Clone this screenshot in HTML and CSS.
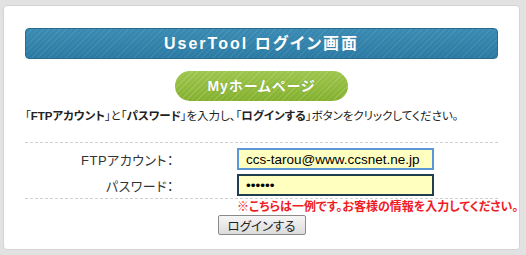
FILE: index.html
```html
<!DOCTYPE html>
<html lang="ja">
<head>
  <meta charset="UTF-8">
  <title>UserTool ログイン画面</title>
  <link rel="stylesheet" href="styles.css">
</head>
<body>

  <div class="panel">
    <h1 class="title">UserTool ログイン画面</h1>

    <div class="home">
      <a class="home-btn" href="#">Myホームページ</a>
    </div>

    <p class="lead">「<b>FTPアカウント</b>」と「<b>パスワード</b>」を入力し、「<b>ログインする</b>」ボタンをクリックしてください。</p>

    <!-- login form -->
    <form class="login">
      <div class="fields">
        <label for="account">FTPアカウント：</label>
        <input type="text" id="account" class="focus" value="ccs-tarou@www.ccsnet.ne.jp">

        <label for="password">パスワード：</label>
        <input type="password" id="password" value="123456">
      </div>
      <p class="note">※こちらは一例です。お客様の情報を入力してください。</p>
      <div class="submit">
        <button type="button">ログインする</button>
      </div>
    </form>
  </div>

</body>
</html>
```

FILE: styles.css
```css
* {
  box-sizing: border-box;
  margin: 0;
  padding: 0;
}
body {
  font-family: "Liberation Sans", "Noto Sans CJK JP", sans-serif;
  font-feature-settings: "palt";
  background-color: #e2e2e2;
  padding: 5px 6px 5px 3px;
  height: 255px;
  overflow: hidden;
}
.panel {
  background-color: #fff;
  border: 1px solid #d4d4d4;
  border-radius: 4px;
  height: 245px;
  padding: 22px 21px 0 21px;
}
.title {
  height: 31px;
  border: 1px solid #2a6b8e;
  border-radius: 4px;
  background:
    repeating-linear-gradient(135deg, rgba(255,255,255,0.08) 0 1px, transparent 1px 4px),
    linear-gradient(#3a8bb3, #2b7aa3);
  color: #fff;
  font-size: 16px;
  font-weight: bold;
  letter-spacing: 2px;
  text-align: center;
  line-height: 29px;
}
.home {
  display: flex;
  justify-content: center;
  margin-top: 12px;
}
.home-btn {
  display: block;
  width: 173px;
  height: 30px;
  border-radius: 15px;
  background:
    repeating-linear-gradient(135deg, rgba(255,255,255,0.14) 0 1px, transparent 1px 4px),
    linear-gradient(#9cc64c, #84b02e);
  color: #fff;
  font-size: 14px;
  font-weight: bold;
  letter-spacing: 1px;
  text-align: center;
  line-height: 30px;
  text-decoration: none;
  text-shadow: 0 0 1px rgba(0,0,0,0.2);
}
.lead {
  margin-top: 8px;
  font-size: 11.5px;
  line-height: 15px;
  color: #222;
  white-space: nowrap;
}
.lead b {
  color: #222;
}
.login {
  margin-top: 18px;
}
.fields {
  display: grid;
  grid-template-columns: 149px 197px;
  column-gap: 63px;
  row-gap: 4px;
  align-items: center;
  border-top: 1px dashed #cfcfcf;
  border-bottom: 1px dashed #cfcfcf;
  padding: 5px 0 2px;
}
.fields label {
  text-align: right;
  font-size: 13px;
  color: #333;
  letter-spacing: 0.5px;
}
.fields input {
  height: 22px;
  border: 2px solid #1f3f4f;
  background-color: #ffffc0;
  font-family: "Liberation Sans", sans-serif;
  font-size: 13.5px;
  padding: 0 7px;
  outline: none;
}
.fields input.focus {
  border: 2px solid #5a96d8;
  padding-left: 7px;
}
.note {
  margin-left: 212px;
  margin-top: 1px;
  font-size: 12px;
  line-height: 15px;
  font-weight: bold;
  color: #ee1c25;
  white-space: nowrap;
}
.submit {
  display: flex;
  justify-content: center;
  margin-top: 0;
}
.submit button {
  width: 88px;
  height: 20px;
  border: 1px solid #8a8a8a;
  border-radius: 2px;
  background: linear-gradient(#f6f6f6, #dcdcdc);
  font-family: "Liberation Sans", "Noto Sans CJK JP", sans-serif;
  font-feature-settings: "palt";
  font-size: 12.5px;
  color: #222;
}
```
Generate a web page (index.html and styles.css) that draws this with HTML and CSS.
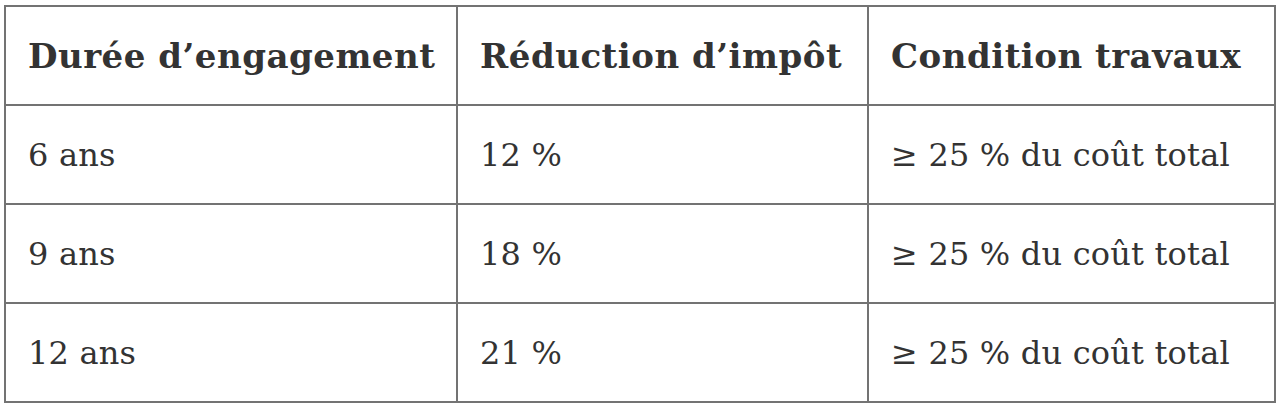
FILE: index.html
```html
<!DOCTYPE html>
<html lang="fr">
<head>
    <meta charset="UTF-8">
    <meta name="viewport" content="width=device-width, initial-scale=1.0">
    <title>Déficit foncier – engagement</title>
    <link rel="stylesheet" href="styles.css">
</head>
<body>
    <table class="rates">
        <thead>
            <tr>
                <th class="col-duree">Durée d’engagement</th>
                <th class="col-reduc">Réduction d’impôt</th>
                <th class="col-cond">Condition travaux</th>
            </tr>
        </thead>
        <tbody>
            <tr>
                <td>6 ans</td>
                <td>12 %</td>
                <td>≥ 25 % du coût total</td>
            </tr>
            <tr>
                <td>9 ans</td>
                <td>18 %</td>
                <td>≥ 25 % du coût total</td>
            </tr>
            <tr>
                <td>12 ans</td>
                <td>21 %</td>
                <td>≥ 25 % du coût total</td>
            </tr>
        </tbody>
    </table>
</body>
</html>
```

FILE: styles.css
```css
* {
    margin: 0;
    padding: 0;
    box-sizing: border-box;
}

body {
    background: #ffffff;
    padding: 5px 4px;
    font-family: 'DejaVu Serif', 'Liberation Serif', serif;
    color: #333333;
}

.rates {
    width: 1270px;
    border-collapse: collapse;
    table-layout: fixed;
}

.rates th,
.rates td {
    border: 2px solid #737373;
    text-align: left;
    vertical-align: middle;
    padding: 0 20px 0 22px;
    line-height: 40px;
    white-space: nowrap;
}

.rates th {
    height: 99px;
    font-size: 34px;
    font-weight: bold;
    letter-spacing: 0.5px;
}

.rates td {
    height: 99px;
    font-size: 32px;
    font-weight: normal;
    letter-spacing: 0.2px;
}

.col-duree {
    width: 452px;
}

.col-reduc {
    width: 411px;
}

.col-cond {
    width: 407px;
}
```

• **Direction**: Say the number of lines in the listing that hold "styles", with no added words.

• **Exercise answer**: 5